Stocks are classified into:

  • Common stock – Representing the majority of stocks issued, this is what most people invest in. This stock confers voting rights to you, the stakeholder, usually one vote for every share of stock. 
  • Preferred stock – This doesn’t necessarily offer voting rights but is compensated before common stock during liquidation. In essence, this is a hybrid between bonds and stocks. 
  • Class A stock – This common stock is the same as its Class B counterpart, except that it confers additional voting rights.
  • Class B stock – It’s the same as Class A but comes with fewer voting rights. 

What are Shares?

This is generally a company stock’s smallest denomination. Therefore, each stock unit is a share, and each share equals a piece of the entity’s ownership.

For instance, assuming you own 100 shares of ABC Ltd. Now, if the company has one hundred thousand shares, it means you’ll own 0.1 percent of the firm. Any entity or person with 10 percent ownership, regardless of the number of shares, is considered a principal stockholder.

When you own shares, you may earn interest on the invested funds along with dividends. Your investment in the company will push up its value, increasing its share prices. You can then sell your shares at a higher price than you bought them to earn on your investment.

Types of shares

Like in stocks, you have different options for choosing shares. They include:

  • Ordinary shares – These are similar to common stock
  • Cumulative preferred shares – This form of preferred stock requires payment of missing dividends before other share types.
  • Deferred shares – These shares limit your right to assets during bankruptcy until common and preferred stockholders are paid.
  • Non-voting shares – They’re usually issued to family members and staff of the primary shareholders, and you’ll not have voting rights.
  • Preference shares – These are similar to preferred stocks.
  • Redeemable shares – The company can purchase these shares following a specific event or on or after a pre-established date.

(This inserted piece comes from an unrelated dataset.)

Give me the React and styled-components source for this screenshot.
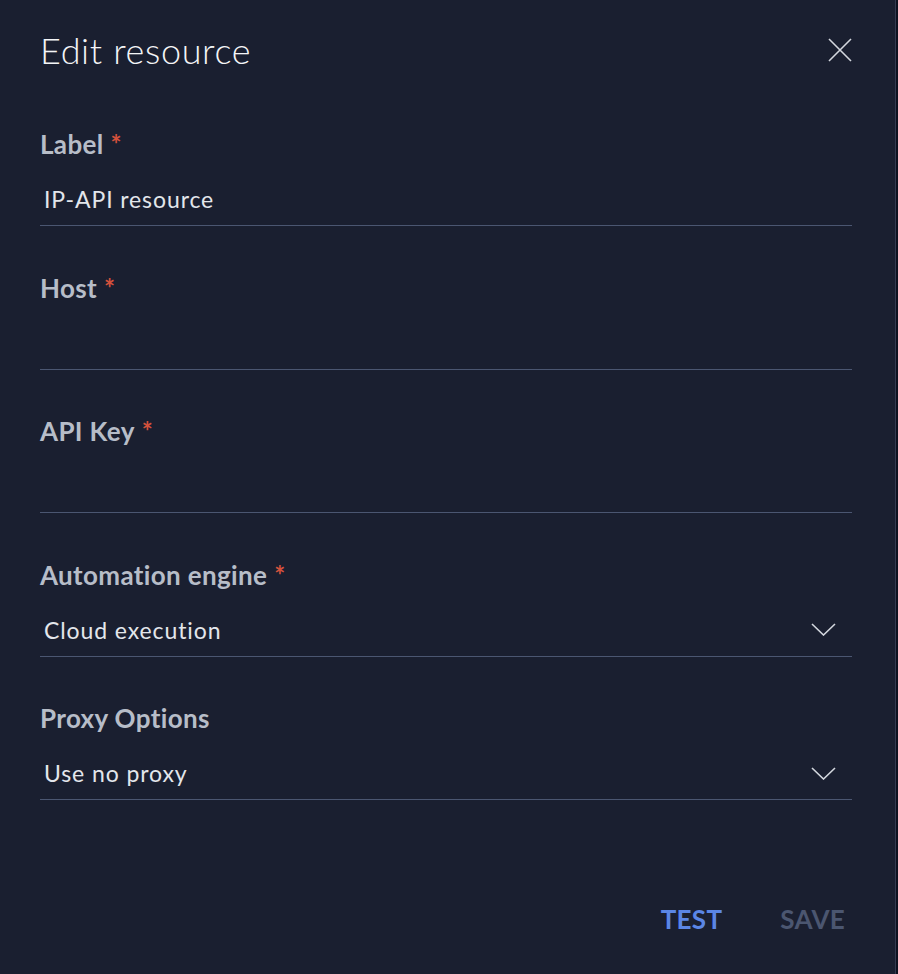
import styled, { createGlobalStyle } from "styled-components";

const GlobalStyle = createGlobalStyle`
    body {
        margin: 0;
        background: #0e1220;
        font-family: "Lato", "Noto Sans", sans-serif;
    }
`;

const Panel = styled.section`
    width: 896px;
    height: 974px;
    box-sizing: border-box;
    background: #1a1f30;
    border-right: 1px solid #343b50;
    padding: 30px 43px 0 40px;
    display: flex;
    flex-direction: column;
`;

const Header = styled.header`
    display: flex;
    justify-content: space-between;
    align-items: center;
    height: 40px;
    margin-bottom: 60px;
`;

const Title = styled.h1`
    margin: 0;
    font-size: 36px;
    font-weight: 300;
    color: #f4f5f7;
    letter-spacing: 0.65px;
`;

const CloseButton = styled.button`
    background: none;
    border: 0;
    padding: 0;
    width: 24px;
    height: 24px;
    display: flex;
    align-items: center;
    justify-content: center;
    cursor: pointer;
`;

const Field = styled.div`
    display: flex;
    flex-direction: column;
    margin-bottom: 47.5px;
`;

const Label = styled.label`
    display: block;
    line-height: 28px;
    margin-bottom: 2px;
    font-size: 26px;
    font-weight: 700;
    color: #b7bdc8;
    letter-spacing: 0.35px;
`;

const Required = styled.span`
    color: #d4513c;
    margin-left: 7px;
`;

const InputRow = styled.div`
    margin-top: 18px;
    height: 48px;
    box-sizing: border-box;
    border-bottom: 1px solid #4b5671;
    display: flex;
    align-items: center;
    justify-content: space-between;
    padding: 0 16px 5px 4px;
`;

const Value = styled.span`
    font-size: 23px;
    color: #e3e6eb;
    letter-spacing: 0.9px;
`;

const Footer = styled.footer`
    display: flex;
    justify-content: flex-end;
    gap: 58px;
    margin-top: 55px;
    padding-right: 7px;
`;

const Action = styled.button`
    background: none;
    border: 0;
    padding: 0;
    font-family: inherit;
    font-size: 26px;
    font-weight: 700;
    letter-spacing: 0.3px;
    color: ${(props) => (props.disabled ? "#4b5670" : "#5b86e5")};
`;

function CloseIcon() {
    return (
        <svg width="24" height="24" viewBox="0 0 24 24">
            <path d="M1 1 L23 23 M23 1 L1 23" stroke="#d3d7de" strokeWidth="1.6" fill="none" />
        </svg>
    );
}

function ChevronIcon() {
    return (
        <svg width="25" height="13" viewBox="0 0 25 13">
            <path d="M1 1 L12.5 12 L24 1" stroke="#d3d7de" strokeWidth="1.6" fill="none" />
        </svg>
    );
}

const fields = [
    { label: "Label", required: true, value: "IP-API resource" },
    { label: "Host", required: true, value: "" },
    { label: "API Key", required: true, value: "" },
    { label: "Automation engine", required: true, value: "Cloud execution", select: true },
    { label: "Proxy Options", required: false, value: "Use no proxy", select: true },
];

export default function App() {
    return (
        <>
            <GlobalStyle />
            <Panel>
                <Header>
                    <Title>Edit resource</Title>
                    <CloseButton aria-label="Close">
                        <CloseIcon />
                    </CloseButton>
                </Header>
                {fields.map((f) => (
                    <Field key={f.label}>
                        <Label>
                            {f.label}
                            {f.required && <Required>*</Required>}
                        </Label>
                        <InputRow>
                            <Value>{f.value}</Value>
                            {f.select && <ChevronIcon />}
                        </InputRow>
                    </Field>
                ))}
                <Footer>
                    <Action>TEST</Action>
                    <Action disabled>SAVE</Action>
                </Footer>
            </Panel>
        </>
    );
}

Stock Vs. Share: What Are Their Key Differences?

The two items might share numerous similarities, but there are several differences between stocks and shares. Apart from their definitions, here are the key distinguishing points:

  • Ownership – If you own several companies’ shares, you own stocks. But you’re a shareholder if you purchased a specific company’s shares.
  • Denomination – You can choose multiple stocks with varying values if you own stocks. But if you own a specific company’s shares, they’ll be of standard value.
  • Paid-up value – Stocks are usually fully paid up, but shares can be partly paid up.
  • Nominal value – This is the value designated for each share during stock issuing. It’s not the same as market value, which fluctuates based on the demand and supply of shares.
  • Investment type – Shares may refer to a vast collection of financial tools called securities, which can include exchange-traded funds, mutual funds, real estate investment trusts, limited partnerships, etc. But stocks specifically refer to securities and corporate equities.

What Is A “Stake?”

The term stake often describes the amount of stock you own. If you own a company’s stock, your stake will be the percentage of its stock in your possession. However, it doesn’t only refer to stock ownership but is a more general terminology that conveys partial rights in an organization.

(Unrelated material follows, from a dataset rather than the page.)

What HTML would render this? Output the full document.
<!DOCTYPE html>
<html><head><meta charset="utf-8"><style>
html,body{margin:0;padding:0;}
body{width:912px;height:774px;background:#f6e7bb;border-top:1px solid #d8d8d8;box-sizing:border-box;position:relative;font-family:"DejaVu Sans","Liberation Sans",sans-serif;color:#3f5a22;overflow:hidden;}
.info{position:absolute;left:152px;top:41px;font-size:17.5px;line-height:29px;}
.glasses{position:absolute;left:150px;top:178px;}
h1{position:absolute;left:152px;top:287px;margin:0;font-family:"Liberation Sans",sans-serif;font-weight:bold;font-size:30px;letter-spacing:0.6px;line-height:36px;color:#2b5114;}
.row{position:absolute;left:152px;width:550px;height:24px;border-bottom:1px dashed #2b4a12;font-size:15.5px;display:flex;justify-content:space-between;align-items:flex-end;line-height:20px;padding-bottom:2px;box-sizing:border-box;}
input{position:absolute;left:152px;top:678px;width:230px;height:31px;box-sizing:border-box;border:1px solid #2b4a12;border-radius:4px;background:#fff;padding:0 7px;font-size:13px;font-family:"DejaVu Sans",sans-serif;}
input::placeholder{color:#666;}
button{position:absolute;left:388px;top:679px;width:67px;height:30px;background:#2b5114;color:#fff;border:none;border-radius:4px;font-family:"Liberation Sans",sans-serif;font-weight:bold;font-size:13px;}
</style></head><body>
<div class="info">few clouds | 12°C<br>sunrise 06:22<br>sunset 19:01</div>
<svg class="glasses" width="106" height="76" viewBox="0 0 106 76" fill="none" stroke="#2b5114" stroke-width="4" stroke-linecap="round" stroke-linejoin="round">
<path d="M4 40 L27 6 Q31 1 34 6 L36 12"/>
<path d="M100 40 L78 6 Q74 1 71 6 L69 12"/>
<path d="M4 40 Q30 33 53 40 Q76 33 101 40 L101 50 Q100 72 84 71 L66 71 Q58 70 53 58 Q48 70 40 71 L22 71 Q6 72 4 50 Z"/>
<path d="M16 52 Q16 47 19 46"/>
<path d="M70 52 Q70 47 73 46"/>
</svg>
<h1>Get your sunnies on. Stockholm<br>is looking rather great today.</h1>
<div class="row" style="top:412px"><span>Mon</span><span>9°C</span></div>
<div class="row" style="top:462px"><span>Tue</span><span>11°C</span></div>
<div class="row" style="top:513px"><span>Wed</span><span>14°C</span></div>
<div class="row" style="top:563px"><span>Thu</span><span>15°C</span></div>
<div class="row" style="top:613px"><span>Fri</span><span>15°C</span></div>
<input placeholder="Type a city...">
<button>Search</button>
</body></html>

For instance, if you buy an investment property with your business partner, both of you own a stake in the asset even without a formal stock structure. Furthermore, bondholders are usually considered company stakeholders since they can benefit from the proceeds of a performing company.

Also, if you invest in a growing, non-public entity, you may receive a stake in the company based on your investment. For example, let’s assume a company seeks to raise Ksh. 5 million in exchange for a 20 percent stake in its business. If you invest the amount in the organization, you’ll be entitled to 20 percent of the profits going forward. 

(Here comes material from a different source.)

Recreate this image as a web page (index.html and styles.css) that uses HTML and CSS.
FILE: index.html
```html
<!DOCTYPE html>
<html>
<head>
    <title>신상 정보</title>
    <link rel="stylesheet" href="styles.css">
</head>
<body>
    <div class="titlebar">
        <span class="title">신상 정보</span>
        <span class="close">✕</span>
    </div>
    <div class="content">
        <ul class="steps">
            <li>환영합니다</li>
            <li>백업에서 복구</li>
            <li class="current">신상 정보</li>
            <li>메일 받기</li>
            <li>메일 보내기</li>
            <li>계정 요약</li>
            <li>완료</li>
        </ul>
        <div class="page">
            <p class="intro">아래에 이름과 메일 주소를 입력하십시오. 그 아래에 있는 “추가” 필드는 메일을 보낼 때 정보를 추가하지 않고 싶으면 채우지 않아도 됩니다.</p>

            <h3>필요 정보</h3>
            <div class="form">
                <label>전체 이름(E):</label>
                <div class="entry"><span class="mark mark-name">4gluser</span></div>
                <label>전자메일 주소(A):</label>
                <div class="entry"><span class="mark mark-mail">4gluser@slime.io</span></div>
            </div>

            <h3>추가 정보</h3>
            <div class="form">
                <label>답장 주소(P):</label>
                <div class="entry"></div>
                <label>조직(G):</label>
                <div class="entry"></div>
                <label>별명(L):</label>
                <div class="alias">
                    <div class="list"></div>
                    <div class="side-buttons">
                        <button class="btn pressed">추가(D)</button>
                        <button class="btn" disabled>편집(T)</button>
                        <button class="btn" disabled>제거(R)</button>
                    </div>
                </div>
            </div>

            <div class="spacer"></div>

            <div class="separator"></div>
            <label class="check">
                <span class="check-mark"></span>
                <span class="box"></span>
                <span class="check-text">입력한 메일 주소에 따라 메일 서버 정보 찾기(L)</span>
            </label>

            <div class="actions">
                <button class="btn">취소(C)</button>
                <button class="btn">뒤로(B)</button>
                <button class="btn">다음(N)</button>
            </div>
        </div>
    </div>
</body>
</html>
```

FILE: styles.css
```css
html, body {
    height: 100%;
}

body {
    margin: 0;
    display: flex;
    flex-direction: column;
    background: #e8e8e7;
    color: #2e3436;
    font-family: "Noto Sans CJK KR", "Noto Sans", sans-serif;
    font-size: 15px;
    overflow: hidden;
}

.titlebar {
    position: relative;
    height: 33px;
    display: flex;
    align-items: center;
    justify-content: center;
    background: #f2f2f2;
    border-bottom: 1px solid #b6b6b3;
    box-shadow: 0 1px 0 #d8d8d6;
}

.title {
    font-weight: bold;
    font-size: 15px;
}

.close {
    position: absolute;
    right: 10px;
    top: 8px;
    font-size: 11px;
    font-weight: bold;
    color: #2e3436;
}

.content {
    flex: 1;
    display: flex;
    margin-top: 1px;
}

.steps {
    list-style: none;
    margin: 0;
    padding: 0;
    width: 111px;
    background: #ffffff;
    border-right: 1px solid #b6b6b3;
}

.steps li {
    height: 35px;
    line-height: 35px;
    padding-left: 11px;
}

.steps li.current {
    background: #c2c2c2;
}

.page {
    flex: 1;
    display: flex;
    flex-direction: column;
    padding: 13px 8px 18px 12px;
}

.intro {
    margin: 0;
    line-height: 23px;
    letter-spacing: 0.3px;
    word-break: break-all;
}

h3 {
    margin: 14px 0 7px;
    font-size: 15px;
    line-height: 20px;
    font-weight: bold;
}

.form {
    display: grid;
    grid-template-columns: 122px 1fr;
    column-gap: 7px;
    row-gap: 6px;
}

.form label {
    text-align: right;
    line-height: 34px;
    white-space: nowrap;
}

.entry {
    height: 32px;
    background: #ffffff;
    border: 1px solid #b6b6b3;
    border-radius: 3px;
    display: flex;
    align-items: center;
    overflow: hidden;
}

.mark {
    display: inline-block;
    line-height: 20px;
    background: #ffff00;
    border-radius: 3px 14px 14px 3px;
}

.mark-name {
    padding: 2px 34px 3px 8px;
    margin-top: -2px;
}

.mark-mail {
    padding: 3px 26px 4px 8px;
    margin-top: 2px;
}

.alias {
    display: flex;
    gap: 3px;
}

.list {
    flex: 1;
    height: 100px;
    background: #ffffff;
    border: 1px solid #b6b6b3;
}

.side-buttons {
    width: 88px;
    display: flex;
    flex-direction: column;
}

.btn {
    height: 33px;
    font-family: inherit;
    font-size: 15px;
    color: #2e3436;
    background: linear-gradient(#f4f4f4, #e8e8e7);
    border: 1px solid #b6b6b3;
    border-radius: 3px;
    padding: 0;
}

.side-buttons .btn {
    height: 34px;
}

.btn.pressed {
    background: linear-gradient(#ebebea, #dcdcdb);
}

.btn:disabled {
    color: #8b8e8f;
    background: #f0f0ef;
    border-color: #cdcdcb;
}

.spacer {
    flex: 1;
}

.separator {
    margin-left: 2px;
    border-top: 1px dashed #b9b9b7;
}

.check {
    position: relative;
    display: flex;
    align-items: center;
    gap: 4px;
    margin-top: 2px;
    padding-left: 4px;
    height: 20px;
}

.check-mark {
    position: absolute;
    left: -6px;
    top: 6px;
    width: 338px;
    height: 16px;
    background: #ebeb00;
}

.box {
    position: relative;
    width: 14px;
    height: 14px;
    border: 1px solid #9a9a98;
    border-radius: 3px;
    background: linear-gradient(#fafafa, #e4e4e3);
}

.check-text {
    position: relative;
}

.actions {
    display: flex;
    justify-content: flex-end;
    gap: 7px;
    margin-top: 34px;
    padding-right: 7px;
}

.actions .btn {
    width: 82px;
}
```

Stockholders, Shareholders, And Stakeholders

A person owning stocks in a public company can be called a shareholder, stakeholder, or stockholder. In reality, the three words are right.

Of the three words, stockholder and shareholder are essentially interchangeable across situations. There aren’t any conspicuous stocks and shares differences, and both terms can refer to an investor owning a company’s shares of stock.

On the other hand, a stakeholder is relatively more general. It may not necessarily refer to stock ownership but simply means that the entity or person has some financial interests in a firm.

The Key Takeaway

While investors often use the words share and stock interchangeably, there’s a crucial difference between the two. Stock is generic and refers to ownership interests in a public company. On the other hand, a share is a specific term referring to the smallest denomination in a firm’s stock.

Owning a company’s stock simply means you own shares of the entity’s stock. The word stock can’t be valued and may relate to one or multiple companies. But each share links to a specific company and has a particular value.

Hopefully, this guide on stocks and shares for beginners has enlightened you on the difference between the two terms.